3. Des réflexions de plus long terme
A
plus long terme, deux débats de fond devront en outre être
abordés : la définition d'un mode d'indexation des pensions
sur longue période et le nécessaire allongement de la
durée de la vie active.
•
L'indexation des pensions
sur les prix instaurée
dans la pratique depuis 1987 était une mesure indispensable qui a permis
de préserver la situation financière des régimes de
retraite. Il serait d'ailleurs nécessaire qu'elle soit prolongée
dans les prochaines années.
L'indexation des pensions sur les prix est un mécanisme qui ne peut
toutefois être considéré comme totalement satisfaisant sur
une longue période. En période de hausse de la
productivité, elle conduit à terme à une
dégradation importante de la situation relative des retraités les
plus âgés, écartés des bénéfices de la
croissance. En période d'inflation, elle favorise les retraités
aux dépens des actifs.
Votre rapporteur serait favorable à l'introduction d'un mécanisme
de revalorisation du type " salaires nets - x % ", à l'image
de ce qui existe dans les régimes ARRCO-AGIRC où les
revalorisations s'effectuent selon un taux égal à
l'évolution des salaires nets - 1 %.
Il reste naturellement à déterminer ce que serait la variable x.

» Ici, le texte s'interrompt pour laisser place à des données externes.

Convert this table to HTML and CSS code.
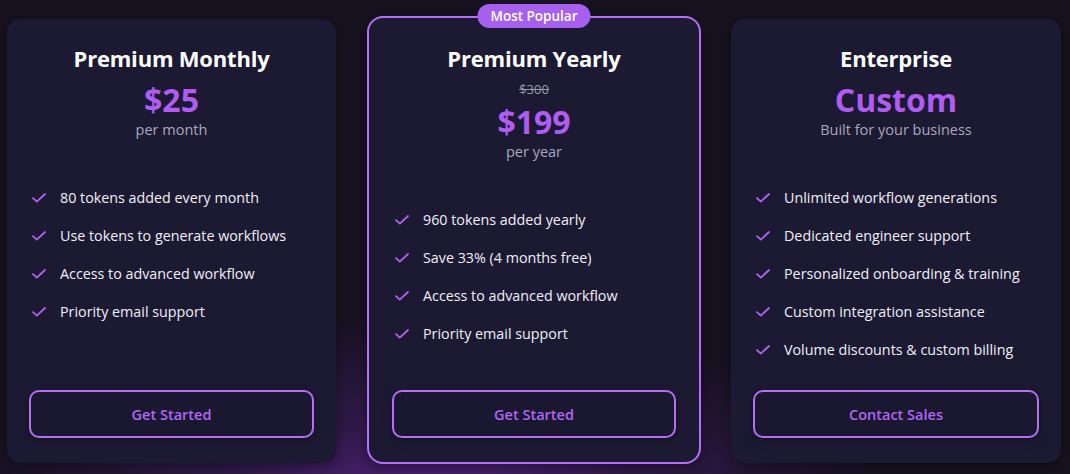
FILE: index.html
```html
<!DOCTYPE html>
<html lang="en">
<head>
<meta charset="utf-8">
<title>Pricing</title>
<link rel="stylesheet" href="styles.css">
</head>
<body>
<main class="pricing">
  <section class="card">
    <header class="card-head">
      <h2 class="plan">Premium Monthly</h2>
      <div class="price">$25</div>
      <div class="period">per month</div>
    </header>
    <ul class="features">
      <li><svg class="check" viewBox="0 0 14 10"><path d="M1 5.2 L4.8 8.6 L13 1"/></svg>80 tokens added every month</li>
      <li><svg class="check" viewBox="0 0 14 10"><path d="M1 5.2 L4.8 8.6 L13 1"/></svg>Use tokens to generate workflows</li>
      <li><svg class="check" viewBox="0 0 14 10"><path d="M1 5.2 L4.8 8.6 L13 1"/></svg>Access to advanced workflow</li>
      <li><svg class="check" viewBox="0 0 14 10"><path d="M1 5.2 L4.8 8.6 L13 1"/></svg>Priority email support</li>
    </ul>
    <button class="btn">Get Started</button>
  </section>

  <section class="card popular">
    <span class="badge">Most Popular</span>
    <header class="card-head">
      <h2 class="plan">Premium Yearly</h2>
      <div class="old-price">$300</div>
      <div class="price">$199</div>
      <div class="period">per year</div>
    </header>
    <ul class="features">
      <li><svg class="check" viewBox="0 0 14 10"><path d="M1 5.2 L4.8 8.6 L13 1"/></svg>960 tokens added yearly</li>
      <li><svg class="check" viewBox="0 0 14 10"><path d="M1 5.2 L4.8 8.6 L13 1"/></svg>Save 33% (4 months free)</li>
      <li><svg class="check" viewBox="0 0 14 10"><path d="M1 5.2 L4.8 8.6 L13 1"/></svg>Access to advanced workflow</li>
      <li><svg class="check" viewBox="0 0 14 10"><path d="M1 5.2 L4.8 8.6 L13 1"/></svg>Priority email support</li>
    </ul>
    <button class="btn">Get Started</button>
  </section>

  <section class="card">
    <header class="card-head">
      <h2 class="plan">Enterprise</h2>
      <div class="price">Custom</div>
      <div class="period">Built for your business</div>
    </header>
    <ul class="features">
      <li><svg class="check" viewBox="0 0 14 10"><path d="M1 5.2 L4.8 8.6 L13 1"/></svg>Unlimited workflow generations</li>
      <li><svg class="check" viewBox="0 0 14 10"><path d="M1 5.2 L4.8 8.6 L13 1"/></svg>Dedicated engineer support</li>
      <li><svg class="check" viewBox="0 0 14 10"><path d="M1 5.2 L4.8 8.6 L13 1"/></svg>Personalized onboarding &amp; training</li>
      <li><svg class="check" viewBox="0 0 14 10"><path d="M1 5.2 L4.8 8.6 L13 1"/></svg>Custom integration assistance</li>
      <li><svg class="check" viewBox="0 0 14 10"><path d="M1 5.2 L4.8 8.6 L13 1"/></svg>Volume discounts &amp; custom billing</li>
    </ul>
    <button class="btn">Contact Sales</button>
  </section>
</main>
</body>
</html>
```

FILE: styles.css
```css
* { box-sizing: border-box; }

html, body {
  margin: 0;
  height: 474px;
  overflow: hidden;
}

body {
  font-family: "Open Sans", "Noto Sans", sans-serif;
  color: #ffffff;
  background:
    radial-gradient(ellipse 480px 230px at 430px 540px, rgba(100, 40, 150, 1), rgba(66, 30, 104, 0.6) 50%, rgba(22, 18, 31, 0) 100%),
    #16121f;
}

.pricing {
  display: grid;
  grid-template-columns: 329px 329px 330px;
  column-gap: 33px;
  padding: 19px 0 0 7px;
  height: 474px;
  align-items: start;
}

.card {
  position: relative;
  height: 444px;
  background: #1c1a33;
  border-radius: 14px;
  padding: 24px 22px 25px;
  display: flex;
  flex-direction: column;
  box-shadow: 0 4px 14px rgba(0, 0, 0, 0.35);
}

.card.popular {
  margin: -3px -3px 0 -2px;
  height: 448px;
  border: 2px solid #b56ef5;
  border-radius: 16px;
  padding: 25px 23px 24px;
}

.badge {
  position: absolute;
  top: -14px;
  left: 50%;
  transform: translateX(-50%);
  background: #a75ff0;
  color: #fff;
  font-size: 13.5px;
  font-weight: 600;
  line-height: 24px;
  padding: 0 13px;
  border-radius: 999px;
  white-space: nowrap;
}

.card-head {
  text-align: center;
}

.plan {
  margin: 0;
  font-size: 22px;
  font-weight: 700;
  line-height: 30px;
  letter-spacing: -0.2px;
}

.price {
  color: #b05cf1;
  font-size: 32px;
  font-weight: 700;
  line-height: 36px;
  margin-top: 9px;
}

.old-price {
  color: #9a98ad;
  font-size: 13px;
  line-height: 18px;
  margin-top: 7px;
  text-decoration: line-through;
}

.old-price + .price {
  margin-top: 6px;
}

.period {
  color: #a9a7bd;
  font-size: 14.5px;
  line-height: 20px;
  margin-top: 2px;
}

.features {
  list-style: none;
  margin: 47px 0 0;
  padding: 0 0 0 3px;
  flex: 1;
  display: flex;
  flex-direction: column;
  gap: 16px;
}

.features li {
  display: flex;
  align-items: center;
  gap: 14px;
  font-size: 14.3px;
  line-height: 22px;
  color: #f0eff6;
}

.check {
  width: 14px;
  height: 10px;
  flex: none;
  fill: none;
  stroke: #b064f2;
  stroke-width: 1.8;
  stroke-linecap: round;
  stroke-linejoin: round;
}

.btn {
  height: 48px;
  width: 100%;
  background: #1a1830;
  border: 2px solid #b56ef5;
  border-radius: 10px;
  color: #b466f3;
  font-family: inherit;
  font-size: 14.5px;
  font-weight: 600;
  box-shadow: 0 3px 8px rgba(0, 0, 0, 0.35);
}
```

Un tel mécanisme permettrait toutefois d'associer les retraités
aux " fruits de la croissance " sans pour autant dégrader trop
sensiblement les comptes des régimes de retraite.
•
Allonger la durée de la vie active
est en principe
une des façons les plus efficaces d'éviter que le vieillissement
de la population ne se traduise par des déficits considérables ou
une forte augmentation des cotisations sociales.
En déplaçant la limite qui sépare l'activité de
l'inactivité de 60 à 65 ans, on diminuerait en 2040 de
près d'un tiers le ratio de dépendance démographique
(inactifs/personnes d'âge actif).
Ceci supposerait de continuer à accroître la durée de
cotisation nécessaire pour bénéficier d'une retraite
à taux plein. Celle-ci sera déjà portée de 37,5
années en 1993 à 40 années en 2003 dans le régime
général. Il conviendra probablement d'aller au-delà pour
l'ensemble des régimes de retraite.
A plus long terme, on peut également envisager un recul de l'âge
légal de départ à la retraite, c'est-à-dire
à partir duquel il devient possible de toucher une pension, aujourd'hui
fixé à 60 ans.
Le principal obstacle à l'allongement de la durée de la vie
active réside cependant dans le fonctionnement du marché du
travail qui exclut de manière de plus en plus prématurée
les personnes les plus âgées. La France a en effet pour
caractéristique de présenter à la fois le plus faible taux
d'activité avant 25 ans et après 55 ans et la plus forte
réduction de l'activité aux âges élevés.
Comme le fait observer M. Olivier Davanne,
" il y aurait une certaine
hypocrisie à vouloir baisser significativement les taux de remplacement
offerts par les régimes de retraite à 60 ans sans
réfléchir aux moyens de garantir un accès à
l'emploi après cet âge. "
L'allongement de la durée d'activité suppose un changement des
mentalités et la création d'un marché du travail pour les
salariés âgés, avec l'encouragement du travail à
temps partiel ou à temps choisi.
*
* *
Sous réserve de ces observations et des amendements qu'elle propose dans le tome IV du présent rapport, votre commission vous demande d'adopter le projet de loi de financement de la sécurité sociale pour 1999 pour ses dispositions relatives à l'assurance vieillesse.